Show all lines from the data that include the word "React".

======== Data

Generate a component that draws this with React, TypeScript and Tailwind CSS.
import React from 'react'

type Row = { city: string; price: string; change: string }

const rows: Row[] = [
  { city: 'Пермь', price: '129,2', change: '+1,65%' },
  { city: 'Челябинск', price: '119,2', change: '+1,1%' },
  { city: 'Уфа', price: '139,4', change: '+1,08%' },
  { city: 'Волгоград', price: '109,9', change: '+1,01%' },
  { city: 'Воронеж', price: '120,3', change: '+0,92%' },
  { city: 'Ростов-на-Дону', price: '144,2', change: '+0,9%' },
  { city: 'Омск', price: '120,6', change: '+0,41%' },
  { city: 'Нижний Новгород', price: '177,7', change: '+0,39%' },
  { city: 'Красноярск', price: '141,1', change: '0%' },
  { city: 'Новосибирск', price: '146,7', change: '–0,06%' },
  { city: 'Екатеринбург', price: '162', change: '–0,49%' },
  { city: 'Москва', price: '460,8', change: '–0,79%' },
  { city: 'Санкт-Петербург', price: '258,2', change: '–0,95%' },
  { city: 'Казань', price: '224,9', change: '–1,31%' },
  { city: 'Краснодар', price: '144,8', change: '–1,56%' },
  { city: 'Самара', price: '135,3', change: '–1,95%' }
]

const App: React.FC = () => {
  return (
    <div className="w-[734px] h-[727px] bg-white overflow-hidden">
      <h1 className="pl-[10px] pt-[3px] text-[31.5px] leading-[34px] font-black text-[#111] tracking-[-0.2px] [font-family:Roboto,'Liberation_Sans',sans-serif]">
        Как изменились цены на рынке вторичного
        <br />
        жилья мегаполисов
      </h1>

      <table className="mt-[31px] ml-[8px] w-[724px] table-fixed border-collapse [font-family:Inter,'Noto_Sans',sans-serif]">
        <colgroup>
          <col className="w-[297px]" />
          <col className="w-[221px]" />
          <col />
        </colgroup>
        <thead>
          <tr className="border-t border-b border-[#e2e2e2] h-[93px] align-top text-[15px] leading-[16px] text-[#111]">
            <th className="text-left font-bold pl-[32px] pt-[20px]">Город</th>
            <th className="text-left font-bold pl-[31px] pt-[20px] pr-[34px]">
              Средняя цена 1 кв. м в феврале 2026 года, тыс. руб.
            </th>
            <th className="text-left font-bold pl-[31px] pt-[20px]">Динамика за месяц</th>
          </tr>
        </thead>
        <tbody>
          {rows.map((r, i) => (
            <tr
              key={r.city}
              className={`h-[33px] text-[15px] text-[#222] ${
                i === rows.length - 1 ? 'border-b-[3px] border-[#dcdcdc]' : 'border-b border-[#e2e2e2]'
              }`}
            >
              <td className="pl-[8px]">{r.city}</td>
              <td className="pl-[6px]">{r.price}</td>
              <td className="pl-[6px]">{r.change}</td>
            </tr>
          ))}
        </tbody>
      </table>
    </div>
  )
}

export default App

================

• Correct result
Generate a component that draws this with React, TypeScript and Tailwind CSS.
import React from 'react'
const App: React.FC = () => {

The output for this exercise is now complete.